Rain falls on a pedestrian on the University of Southern California campus on Tuesday, March 21, 2023, in Los Angeles.
Marcio Jose Sanchez
Rain falls on a pedestrian on the University of Southern California campus on Tuesday, March 21, 2023, in Los Angeles.

Storms continue to surge into California and are expected to bring moderate to heavy rain and snow across the northern region of the state, the National Weather Service said.

The severe weather is forecasted to last from Wednesday to Friday and especially affect higher elevation areas, where high levels of precipitation could lead to runoff and excessive flooding in rivers, causing rapid flooding.

Total snowfall near the Sierra Nevada mountain range could range from one to three feet. High winds are expected in parts of California, Nevada, southern Oregon, and northwestern Arizona.

"High temperatures will continue to be below average for much of the West Tuesday-Wednesday, with highs in the 30s and 40s for the Northern Rockies/Great Basin and the 50s for most of California," the agency said.

Some of those highs could meet or break the record for the maximum temperature on those dates.

California has been deluged by storms this winter, hit by 12 atmospheric rivers that have led to evacuation orders, rising rivers and broken levees. In some parts of the Sierra Nevada, more than 55 feet of snow have fallen.

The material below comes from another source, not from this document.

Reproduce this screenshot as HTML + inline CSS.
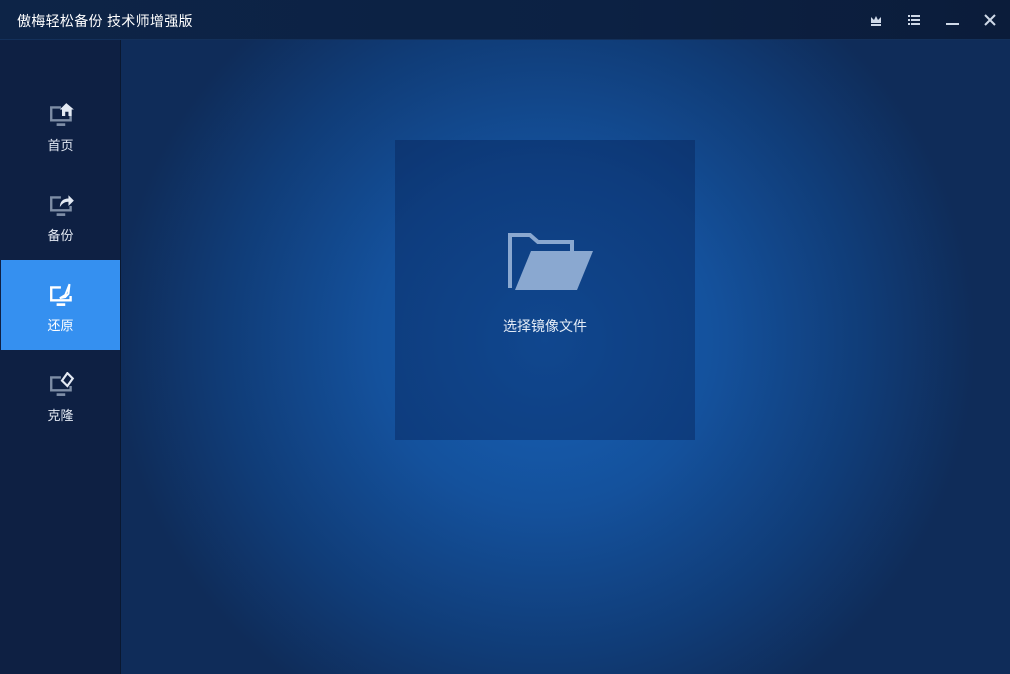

The heavy precipitation has helped California's drought, but has not been enough to reverse decades of water shortages.

On Tuesday, California Gov. Gavin Newsom requested a presidential major disaster declaration to provide aid for communities hit by the storms.

Meanwhile, quasi-stationary, or nearly stationary fronts, are expected to reach the Southeast early Wednesday morning, causing thunderstorms and rain that could fall at 1 to 2 inches every hour.

There is particularly an enhanced risk of flash flooding for the Gulf Coast, which has recently had lots of rain.